A to Z Reviews: “The Hat in the Hall,” by Jack Iams

A to Z Reviews: “The Hat in the Hall,” by Jack Iams

A to Z Reviews

Jack Iams published “The Hat in the Hall” in the August 1950 issue of The Magazine of Fantasy and Science Fiction and it is an example of a story that has dated poorly. Set in the aftermath of a cocktail party in which Charles and Jane Mattson are cleaning up the mess left behind, Iams describes the couple emptying ashtrays, finding hats left behind by their guests, and, most egregious, commenting that one of their friends, Jim, is “a pretty careful driver, even when he’s stewed.”

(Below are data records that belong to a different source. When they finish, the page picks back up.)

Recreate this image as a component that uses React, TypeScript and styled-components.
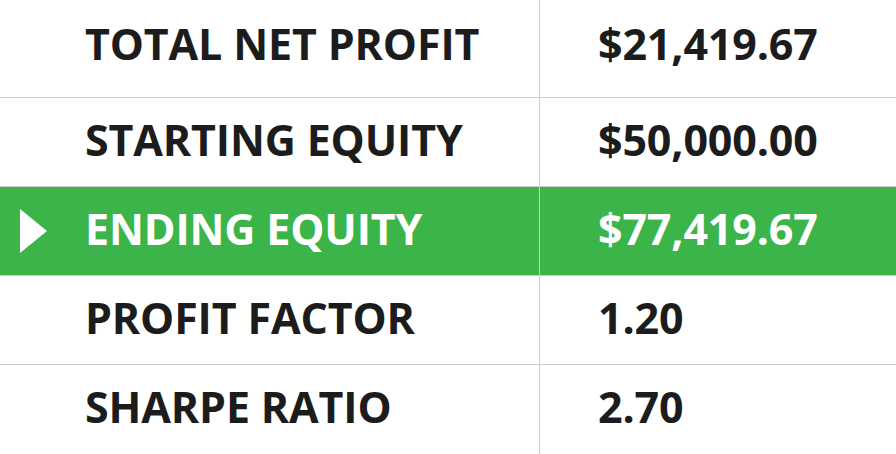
import styled, { createGlobalStyle } from "styled-components";

const GlobalStyle = createGlobalStyle`
  *, *::before, *::after {
    box-sizing: border-box;
  }
  html, body {
    margin: 0;
    padding: 0;
    background: #fff;
  }
  body {
    font-family: "Open Sans", "Noto Sans", sans-serif;
  }
`;

const Table = styled.div`
  width: 896px;
  height: 454px;
  overflow: hidden;
  display: flex;
  flex-direction: column;
`;

const Row = styled.div<{ $active?: boolean; $first?: boolean }>`
  display: grid;
  grid-template-columns: 540px 1fr;
  height: ${(p) => (p.$first ? "98px" : "89px")};
  border-bottom: 1px solid #cccccc;
  background-color: ${(p) => (p.$active ? "#3bb44a" : "#fff")};
  color: ${(p) => (p.$active ? "#fff" : "#1c1c1c")};
  flex-shrink: 0;
  &:last-child {
    border-bottom: none;
  }
  & > div {
    padding-bottom: ${(p) => (p.$first ? "11px" : "6px")};
  }
`;

const Cell = styled.div<{ $left?: boolean }>`
  position: relative;
  display: flex;
  align-items: center;
  padding-left: ${(p) => (p.$left ? "85px" : "58px")};
  border-right: ${(p) => (p.$left ? "1px solid #cccccc" : "none")};
  font-size: 43px;
  font-weight: 700;
  letter-spacing: -0.15px;
  white-space: nowrap;
`;

const Arrow = styled.span`
  position: absolute;
  left: 20px;
  top: 50%;
  transform: translateY(-50%);
  width: 0;
  height: 0;
  border-top: 22px solid transparent;
  border-bottom: 22px solid transparent;
  border-left: 27px solid #fff;
`;

interface Stat {
  label: string;
  value: string;
  active?: boolean;
}

const stats: Stat[] = [
  { label: "TOTAL NET PROFIT", value: "$21,419.67" },
  { label: "STARTING EQUITY", value: "$50,000.00" },
  { label: "ENDING EQUITY", value: "$77,419.67", active: true },
  { label: "PROFIT FACTOR", value: "1.20" },
  { label: "SHARPE RATIO", value: "2.70" },
];

const App = (): JSX.Element => {
  return (
    <>
      <GlobalStyle />
      <Table>
        {stats.map((item, index) => (
          <Row key={index} $active={item.active} $first={index === 0}>
            <Cell $left>
              {item.active && <Arrow />}
              {item.label}
            </Cell>
            <Cell>{item.value}</Cell>
          </Row>
        ))}
      </Table>
    </>
  );
};

export default App;
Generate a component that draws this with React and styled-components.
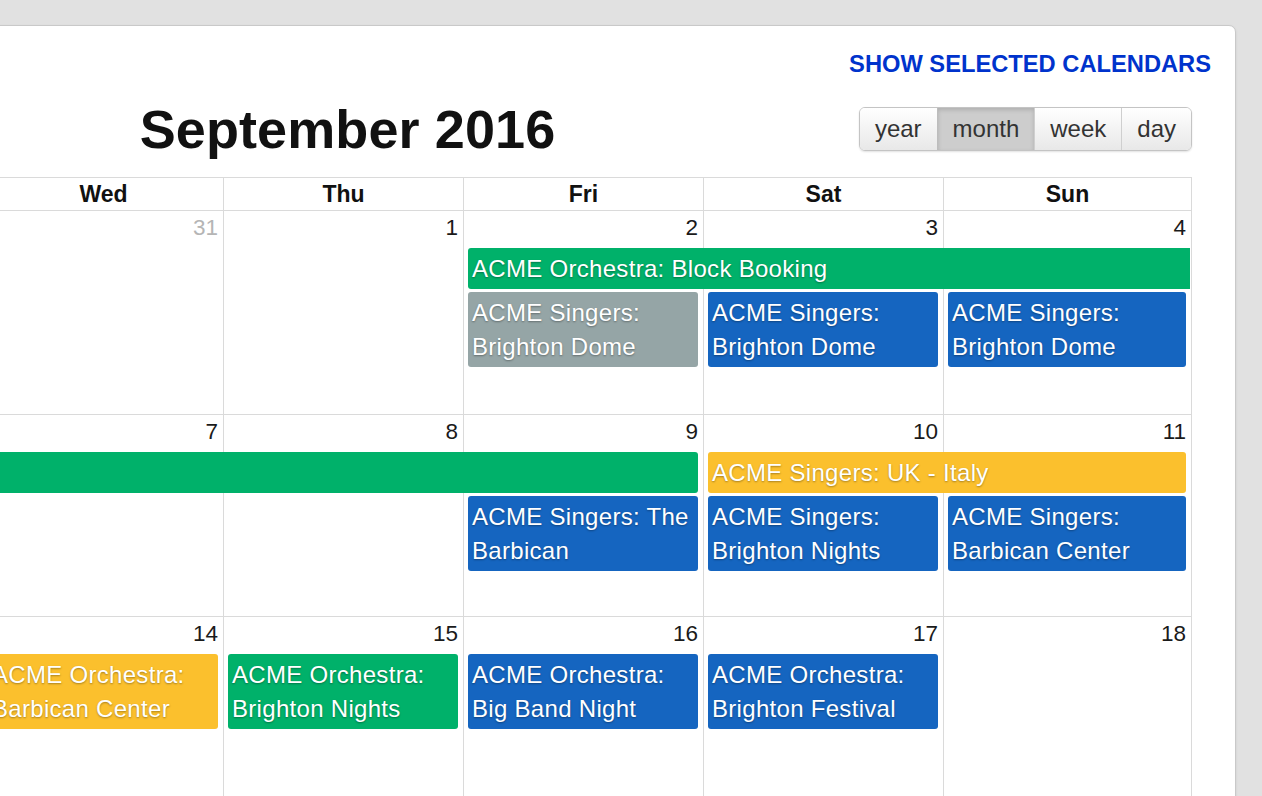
import React from 'react';
import styled, { createGlobalStyle, css } from 'styled-components';

const GlobalStyle = createGlobalStyle`
  html, body {
    margin: 0;
    padding: 0;
    background: #e1e1e1;
    font-family: "Liberation Sans", Arial, sans-serif;
  }
  * { box-sizing: border-box; }
`;

const Page = styled.div`
  height: 100vh;
  overflow: hidden;
  display: flex;
  justify-content: flex-end;
  align-items: flex-start;
  padding: 25px 26px 0 0;
`;

const Panel = styled.div`
  flex-shrink: 0;
  background: #ffffff;
  border: 1px solid #c9c9c9;
  border-radius: 7px;
  box-shadow: 0 1px 3px rgba(0, 0, 0, 0.08);
  padding: 24px 24px 40px 24px;
`;

const LinkBar = styled.div`
  display: flex;
  justify-content: flex-end;
`;

const ShowLink = styled.a`
  color: #0033cc;
  font-weight: bold;
  font-size: 23.7px;
  line-height: 28px;
  text-decoration: none;
  text-transform: uppercase;
  cursor: pointer;
`;

const Calendar = styled.div`
  margin: 29px 19px 0 20px;
`;

const Toolbar = styled.div`
  display: grid;
  grid-template-columns: 1fr auto 1fr;
  align-items: center;
  height: 44px;
  margin-bottom: 26px;
`;

const ToolRight = styled.div`
  display: flex;
  justify-content: flex-end;
`;

const Title = styled.h2`
  margin: 0;
  font-size: 54px;
  font-weight: bold;
  color: #111;
  line-height: 44px;
  letter-spacing: 0.1px;
`;

const ButtonGroup = styled.div`
  display: flex;
  border: 1px solid #c4c4c4;
  border-radius: 6px;
  overflow: hidden;
  box-shadow: 0 1px 2px rgba(0, 0, 0, 0.12);
`;

const ViewButton = styled.button`
  height: 42px;
  padding: 0 15px;
  border: none;
  border-left: 1px solid #cfcfcf;
  font-family: inherit;
  font-size: 24px;
  color: #333;
  background: linear-gradient(#ffffff, #e8e8e8);
  &:first-child { border-left: none; }
  ${p => p.$active && css`
    background: #cdcdcd;
    box-shadow: inset 0 2px 4px rgba(0, 0, 0, 0.15);
    border-left-color: #bdbdbd;
  `}
`;

const cols = 'repeat(6, 240px) 248px';

const HeadRow = styled.div`
  display: grid;
  grid-template-columns: ${cols};
  border-top: 1px solid #dadada;
  border-right: 1px solid #dadada;
`;

const HeadCell = styled.div`
  border-left: 1px solid #dadada;
  text-align: center;
  font-weight: bold;
  font-size: 23px;
  line-height: 32px;
  color: #111;
`;

const Week = styled.div`
  display: grid;
  grid-template-columns: ${cols};
  grid-template-rows: 37px auto auto 1fr;
  height: ${p => p.$h}px;
  border-top: 1px solid #dadada;
  border-right: 1px solid #dadada;
`;

const DayCell = styled.div`
  grid-row: 1 / -1;
  grid-column: ${p => p.$col};
  border-left: 1px solid #dadada;
  text-align: right;
  padding: 4px 5px 0 0;
`;

const DayNumber = styled.span`
  font-size: 22.5px;
  line-height: 26px;
  color: ${p => (p.$other ? '#b5b5b5' : '#1a1a1a')};
`;

const colors = {
  green: '#00b16a',
  grey: '#95a5a6',
  blue: '#1565c0',
  yellow: '#fbc02d',
};

const Event = styled.div`
  grid-row: ${p => p.$row + 1};
  grid-column: ${p => p.$col} / span ${p => p.$span};
  align-self: start;
  margin: 0 ${p => (p.$contR ? 1 : 5)}px 3px ${p => (p.$contL ? 0 : 5)}px;
  padding: 3.5px 4px;
  background: ${p => colors[p.$color]};
  border-radius: ${p => (p.$contL ? 0 : 3)}px ${p => (p.$contR ? 0 : 3)}px
    ${p => (p.$contR ? 0 : 3)}px ${p => (p.$contL ? 0 : 3)}px;
  color: #fff;
  font-size: 24px;
  line-height: 34px;
  letter-spacing: 0.3px;
  text-shadow: 0 1px 2px rgba(0, 0, 0, 0.35);
  white-space: ${p => (p.$span > 1 ? 'nowrap' : 'normal')};
  overflow: hidden;
`;

const dayNames = ['Mon', 'Tue', 'Wed', 'Thu', 'Fri', 'Sat', 'Sun'];

const weeks = [
  {
    h: 204,
    days: [[29, true], [30, true], [31, true], [1], [2], [3], [4]],
    events: [
      { row: 1, col: 5, span: 3, color: 'green', contR: true, title: 'ACME Orchestra: Block Booking' },
      { row: 2, col: 5, span: 1, color: 'grey', title: 'ACME Singers: Brighton Dome' },
      { row: 2, col: 6, span: 1, color: 'blue', title: 'ACME Singers: Brighton Dome' },
      { row: 2, col: 7, span: 1, color: 'blue', title: 'ACME Singers: Brighton Dome' },
    ],
  },
  {
    h: 202,
    days: [[5], [6], [7], [8], [9], [10], [11]],
    events: [
      { row: 1, col: 1, span: 5, color: 'green', contL: true, title: 'ACME Orchestra: Block Booking' },
      { row: 1, col: 6, span: 2, color: 'yellow', title: 'ACME Singers: UK - Italy' },
      { row: 2, col: 5, span: 1, color: 'blue', title: 'ACME Singers: The Barbican' },
      { row: 2, col: 6, span: 1, color: 'blue', title: 'ACME Singers: Brighton Nights' },
      { row: 2, col: 7, span: 1, color: 'blue', title: 'ACME Singers: Barbican Center' },
    ],
  },
  {
    h: 202,
    days: [[12], [13], [14], [15], [16], [17], [18]],
    events: [
      { row: 1, col: 3, span: 1, color: 'yellow', title: 'ACME Orchestra: Barbican Center' },
      { row: 1, col: 4, span: 1, color: 'green', title: 'ACME Orchestra: Brighton Nights' },
      { row: 1, col: 5, span: 1, color: 'blue', title: 'ACME Orchestra: Big Band Night' },
      { row: 1, col: 6, span: 1, color: 'blue', title: 'ACME Orchestra: Brighton Festival' },
    ],
  },
];

const App = () => {
  return (
    <>
      <GlobalStyle />
      <Page>
        <Panel>
          <LinkBar>
            <ShowLink>Show selected calendars</ShowLink>
          </LinkBar>
          <Calendar>
            <Toolbar>
              <div />
              <Title>September 2016</Title>
              <ToolRight>
                <ButtonGroup>
                  <ViewButton>year</ViewButton>
                  <ViewButton $active>month</ViewButton>
                  <ViewButton>week</ViewButton>
                  <ViewButton>day</ViewButton>
                </ButtonGroup>
              </ToolRight>
            </Toolbar>
            <HeadRow>
              {dayNames.map(d => (
                <HeadCell key={d}>{d}</HeadCell>
              ))}
            </HeadRow>
            {weeks.map((w, wi) => (
              <Week key={wi} $h={w.h}>
                {w.days.map(([n, other], i) => (
                  <DayCell key={i} $col={i + 1}>
                    <DayNumber $other={other}>{n}</DayNumber>
                  </DayCell>
                ))}
                {w.events.map((e, ei) => (
                  <Event
                    key={ei}
                    $row={e.row}
                    $col={e.col}
                    $span={e.span}
                    $color={e.color}
                    $contL={e.contL}
                    $contR={e.contR}
                  >
                    {e.title}
                  </Event>
                ))}
              </Week>
            ))}
          </Calendar>
        </Panel>
      </Page>
    </>
  );
};

export default App;
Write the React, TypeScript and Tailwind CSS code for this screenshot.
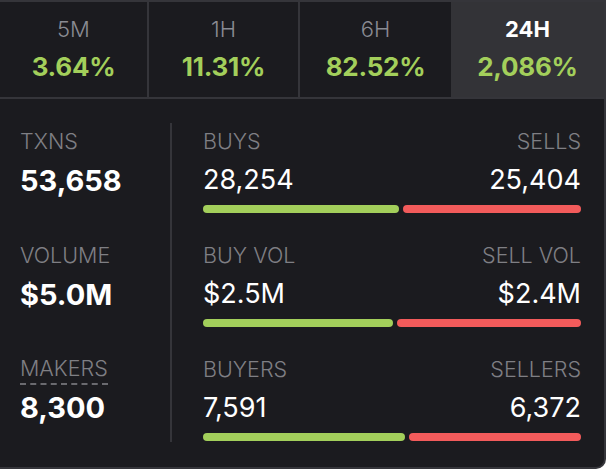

Although the party is a success, it was also loud, which is why Charles stopped by their next door neighbor, Mrs. Oliver, to apologize the next morning. Oliver had called to complain about the noise a couple of times during the party, but it was only during his visit that Charles realizes that they were holding the party on the anniversary of her husband’s death. What surprised Charles was Mrs. Oliver’s explanation that her husband’s ghost always visited her on the anniversary of his death, but the noise from the party seemed to have kept him away.

Cover by George Salter

The story is short, and from that point, it turns into a pretty typical ghost story, the sort of ghost story that would be immortalized in Dickey Lee’s 1965 song “Laurie (Strange Things Happen),” several years after Iams’ story was published. Although the story may have been shiver inducing when it was first published, its impact is muted nearly three-quarters of a century after it was published. To a modern reader, the story comes across as a slight diversion from a land with strange customs.

Although Iams did not publish much science fiction or fantasy (this story is his only listing in ISFDB), he has a moderately successful career writing about private investigator Stanley Rockwell across nine novels as well as a few additional novels.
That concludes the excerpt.